### Given instruction
Where the data below has the string "components", return the whole line.

### Given material
● ● ●

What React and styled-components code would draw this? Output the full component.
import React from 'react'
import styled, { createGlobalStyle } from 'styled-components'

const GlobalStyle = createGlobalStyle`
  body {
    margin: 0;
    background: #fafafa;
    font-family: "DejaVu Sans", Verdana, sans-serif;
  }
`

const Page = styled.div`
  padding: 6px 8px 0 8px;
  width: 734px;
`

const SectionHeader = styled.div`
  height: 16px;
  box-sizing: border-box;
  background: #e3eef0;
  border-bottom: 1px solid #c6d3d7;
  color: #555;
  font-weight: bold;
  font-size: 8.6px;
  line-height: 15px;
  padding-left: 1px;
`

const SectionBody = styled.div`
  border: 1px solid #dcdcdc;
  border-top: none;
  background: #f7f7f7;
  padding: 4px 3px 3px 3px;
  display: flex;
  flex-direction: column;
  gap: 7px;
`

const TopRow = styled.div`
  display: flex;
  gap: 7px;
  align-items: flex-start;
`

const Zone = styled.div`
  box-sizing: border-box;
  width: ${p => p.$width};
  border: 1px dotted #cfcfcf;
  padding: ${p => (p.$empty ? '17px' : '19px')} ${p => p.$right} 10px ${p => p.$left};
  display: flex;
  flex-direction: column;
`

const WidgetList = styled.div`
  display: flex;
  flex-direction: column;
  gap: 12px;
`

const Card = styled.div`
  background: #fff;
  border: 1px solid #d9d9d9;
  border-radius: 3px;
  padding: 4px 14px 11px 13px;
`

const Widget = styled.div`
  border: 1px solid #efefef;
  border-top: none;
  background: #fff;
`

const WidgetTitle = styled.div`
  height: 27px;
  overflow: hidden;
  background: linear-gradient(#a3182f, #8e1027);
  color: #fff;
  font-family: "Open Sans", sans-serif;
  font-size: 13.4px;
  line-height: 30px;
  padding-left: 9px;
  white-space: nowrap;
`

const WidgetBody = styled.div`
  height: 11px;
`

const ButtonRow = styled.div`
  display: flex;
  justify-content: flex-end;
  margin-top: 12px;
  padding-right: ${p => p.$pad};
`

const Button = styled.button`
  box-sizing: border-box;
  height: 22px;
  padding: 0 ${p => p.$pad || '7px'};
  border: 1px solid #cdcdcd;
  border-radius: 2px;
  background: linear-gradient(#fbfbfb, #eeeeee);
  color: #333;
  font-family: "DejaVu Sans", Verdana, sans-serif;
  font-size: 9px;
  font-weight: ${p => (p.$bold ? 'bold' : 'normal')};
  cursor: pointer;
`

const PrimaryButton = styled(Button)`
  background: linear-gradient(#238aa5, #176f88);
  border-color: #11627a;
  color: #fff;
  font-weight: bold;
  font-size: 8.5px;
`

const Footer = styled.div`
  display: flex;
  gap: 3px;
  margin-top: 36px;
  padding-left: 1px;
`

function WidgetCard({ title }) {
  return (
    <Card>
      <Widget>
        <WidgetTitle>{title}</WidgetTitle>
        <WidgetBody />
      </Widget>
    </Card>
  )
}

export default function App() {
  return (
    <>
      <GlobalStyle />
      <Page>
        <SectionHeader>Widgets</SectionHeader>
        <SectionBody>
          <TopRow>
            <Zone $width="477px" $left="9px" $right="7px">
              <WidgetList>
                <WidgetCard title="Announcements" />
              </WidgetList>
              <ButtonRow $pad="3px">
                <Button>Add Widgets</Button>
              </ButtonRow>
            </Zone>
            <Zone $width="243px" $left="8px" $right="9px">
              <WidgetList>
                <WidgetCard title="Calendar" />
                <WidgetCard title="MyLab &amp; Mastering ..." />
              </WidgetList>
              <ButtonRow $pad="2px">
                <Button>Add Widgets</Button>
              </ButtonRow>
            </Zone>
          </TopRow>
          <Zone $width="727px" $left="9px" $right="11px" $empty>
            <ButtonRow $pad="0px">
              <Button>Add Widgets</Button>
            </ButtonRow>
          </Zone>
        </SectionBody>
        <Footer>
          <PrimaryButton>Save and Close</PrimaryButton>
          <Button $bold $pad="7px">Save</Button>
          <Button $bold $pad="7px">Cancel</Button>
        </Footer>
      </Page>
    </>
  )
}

● ● ●

### Exercise output
What React and styled-components code would draw this? Output the full component.
import styled, { createGlobalStyle } from 'styled-components'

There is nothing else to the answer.